:: Dataset content ::

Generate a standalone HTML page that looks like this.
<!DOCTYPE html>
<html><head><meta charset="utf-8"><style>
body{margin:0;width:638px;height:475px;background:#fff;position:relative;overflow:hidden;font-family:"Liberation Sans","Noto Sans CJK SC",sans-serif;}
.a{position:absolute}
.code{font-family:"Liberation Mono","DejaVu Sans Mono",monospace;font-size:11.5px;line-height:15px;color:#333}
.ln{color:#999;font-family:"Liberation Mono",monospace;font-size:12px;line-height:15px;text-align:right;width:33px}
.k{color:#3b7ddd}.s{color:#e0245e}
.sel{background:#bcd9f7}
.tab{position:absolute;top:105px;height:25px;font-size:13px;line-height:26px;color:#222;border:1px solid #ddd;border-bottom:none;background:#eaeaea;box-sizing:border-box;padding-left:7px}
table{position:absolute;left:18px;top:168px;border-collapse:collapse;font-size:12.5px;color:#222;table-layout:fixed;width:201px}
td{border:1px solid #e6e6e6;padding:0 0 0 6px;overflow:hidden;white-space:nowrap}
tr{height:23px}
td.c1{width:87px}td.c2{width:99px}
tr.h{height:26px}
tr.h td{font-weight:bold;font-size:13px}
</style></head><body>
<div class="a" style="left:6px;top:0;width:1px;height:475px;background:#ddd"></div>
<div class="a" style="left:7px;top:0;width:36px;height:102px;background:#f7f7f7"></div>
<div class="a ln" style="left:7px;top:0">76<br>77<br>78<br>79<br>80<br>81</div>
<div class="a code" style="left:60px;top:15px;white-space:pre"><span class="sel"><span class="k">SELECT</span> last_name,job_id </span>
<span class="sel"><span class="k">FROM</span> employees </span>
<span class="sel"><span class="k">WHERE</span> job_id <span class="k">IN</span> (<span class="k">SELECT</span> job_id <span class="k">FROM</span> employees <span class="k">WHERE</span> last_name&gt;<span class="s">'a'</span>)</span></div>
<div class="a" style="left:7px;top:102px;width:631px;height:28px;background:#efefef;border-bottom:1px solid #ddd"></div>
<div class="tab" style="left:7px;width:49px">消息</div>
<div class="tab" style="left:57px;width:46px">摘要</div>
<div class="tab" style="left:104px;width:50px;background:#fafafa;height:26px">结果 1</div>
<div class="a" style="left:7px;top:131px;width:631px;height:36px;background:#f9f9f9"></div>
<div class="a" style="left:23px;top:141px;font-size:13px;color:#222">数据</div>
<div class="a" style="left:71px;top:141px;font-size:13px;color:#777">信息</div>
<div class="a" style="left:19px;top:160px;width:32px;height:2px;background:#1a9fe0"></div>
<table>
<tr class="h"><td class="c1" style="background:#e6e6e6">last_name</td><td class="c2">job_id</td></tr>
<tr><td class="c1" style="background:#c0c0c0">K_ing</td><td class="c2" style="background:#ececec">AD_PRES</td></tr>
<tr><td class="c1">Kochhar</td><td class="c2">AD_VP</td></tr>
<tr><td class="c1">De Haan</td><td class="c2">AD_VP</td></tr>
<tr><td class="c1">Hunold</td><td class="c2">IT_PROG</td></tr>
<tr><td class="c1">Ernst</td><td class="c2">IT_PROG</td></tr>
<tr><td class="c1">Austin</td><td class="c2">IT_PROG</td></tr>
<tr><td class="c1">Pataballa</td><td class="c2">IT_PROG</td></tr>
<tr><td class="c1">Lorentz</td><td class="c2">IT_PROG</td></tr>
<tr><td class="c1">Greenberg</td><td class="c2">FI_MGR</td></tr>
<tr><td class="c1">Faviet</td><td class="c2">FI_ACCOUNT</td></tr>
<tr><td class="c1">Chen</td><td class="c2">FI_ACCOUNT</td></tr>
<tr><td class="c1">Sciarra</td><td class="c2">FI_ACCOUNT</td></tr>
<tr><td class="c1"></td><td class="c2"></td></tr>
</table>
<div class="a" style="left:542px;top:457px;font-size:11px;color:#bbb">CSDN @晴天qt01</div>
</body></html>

:::

- Required work
Return the listing above in full, character for character.

- Answer below
Generate a standalone HTML page that looks like this.
<!DOCTYPE html>
<html><head><meta charset="utf-8"><style>
body{margin:0;width:638px;height:475px;background:#fff;position:relative;overflow:hidden;font-family:"Liberation Sans","Noto Sans CJK SC",sans-serif;}
.a{position:absolute}
.code{font-family:"Liberation Mono","DejaVu Sans Mono",monospace;font-size:11.5px;line-height:15px;color:#333}
.ln{color:#999;font-family:"Liberation Mono",monospace;font-size:12px;line-height:15px;text-align:right;width:33px}
.k{color:#3b7ddd}.s{color:#e0245e}
.sel{background:#bcd9f7}
.tab{position:absolute;top:105px;height:25px;font-size:13px;line-height:26px;color:#222;border:1px solid #ddd;border-bottom:none;background:#eaeaea;box-sizing:border-box;padding-left:7px}
table{position:absolute;left:18px;top:168px;border-collapse:collapse;font-size:12.5px;color:#222;table-layout:fixed;width:201px}
td{border:1px solid #e6e6e6;padding:0 0 0 6px;overflow:hidden;white-space:nowrap}
tr{height:23px}
td.c1{width:87px}td.c2{width:99px}
tr.h{height:26px}
tr.h td{font-weight:bold;font-size:13px}
</style></head><body>
<div class="a" style="left:6px;top:0;width:1px;height:475px;background:#ddd"></div>
<div class="a" style="left:7px;top:0;width:36px;height:102px;background:#f7f7f7"></div>
<div class="a ln" style="left:7px;top:0">76<br>77<br>78<br>79<br>80<br>81</div>
<div class="a code" style="left:60px;top:15px;white-space:pre"><span class="sel"><span class="k">SELECT</span> last_name,job_id </span>
<span class="sel"><span class="k">FROM</span> employees </span>
<span class="sel"><span class="k">WHERE</span> job_id <span class="k">IN</span> (<span class="k">SELECT</span> job_id <span class="k">FROM</span> employees <span class="k">WHERE</span> last_name&gt;<span class="s">'a'</span>)</span></div>
<div class="a" style="left:7px;top:102px;width:631px;height:28px;background:#efefef;border-bottom:1px solid #ddd"></div>
<div class="tab" style="left:7px;width:49px">消息</div>
<div class="tab" style="left:57px;width:46px">摘要</div>
<div class="tab" style="left:104px;width:50px;background:#fafafa;height:26px">结果 1</div>
<div class="a" style="left:7px;top:131px;width:631px;height:36px;background:#f9f9f9"></div>
<div class="a" style="left:23px;top:141px;font-size:13px;color:#222">数据</div>
<div class="a" style="left:71px;top:141px;font-size:13px;color:#777">信息</div>
<div class="a" style="left:19px;top:160px;width:32px;height:2px;background:#1a9fe0"></div>
<table>
<tr class="h"><td class="c1" style="background:#e6e6e6">last_name</td><td class="c2">job_id</td></tr>
<tr><td class="c1" style="background:#c0c0c0">K_ing</td><td class="c2" style="background:#ececec">AD_PRES</td></tr>
<tr><td class="c1">Kochhar</td><td class="c2">AD_VP</td></tr>
<tr><td class="c1">De Haan</td><td class="c2">AD_VP</td></tr>
<tr><td class="c1">Hunold</td><td class="c2">IT_PROG</td></tr>
<tr><td class="c1">Ernst</td><td class="c2">IT_PROG</td></tr>
<tr><td class="c1">Austin</td><td class="c2">IT_PROG</td></tr>
<tr><td class="c1">Pataballa</td><td class="c2">IT_PROG</td></tr>
<tr><td class="c1">Lorentz</td><td class="c2">IT_PROG</td></tr>
<tr><td class="c1">Greenberg</td><td class="c2">FI_MGR</td></tr>
<tr><td class="c1">Faviet</td><td class="c2">FI_ACCOUNT</td></tr>
<tr><td class="c1">Chen</td><td class="c2">FI_ACCOUNT</td></tr>
<tr><td class="c1">Sciarra</td><td class="c2">FI_ACCOUNT</td></tr>
<tr><td class="c1"></td><td class="c2"></td></tr>
</table>
<div class="a" style="left:542px;top:457px;font-size:11px;color:#bbb">CSDN @晴天qt01</div>
</body></html>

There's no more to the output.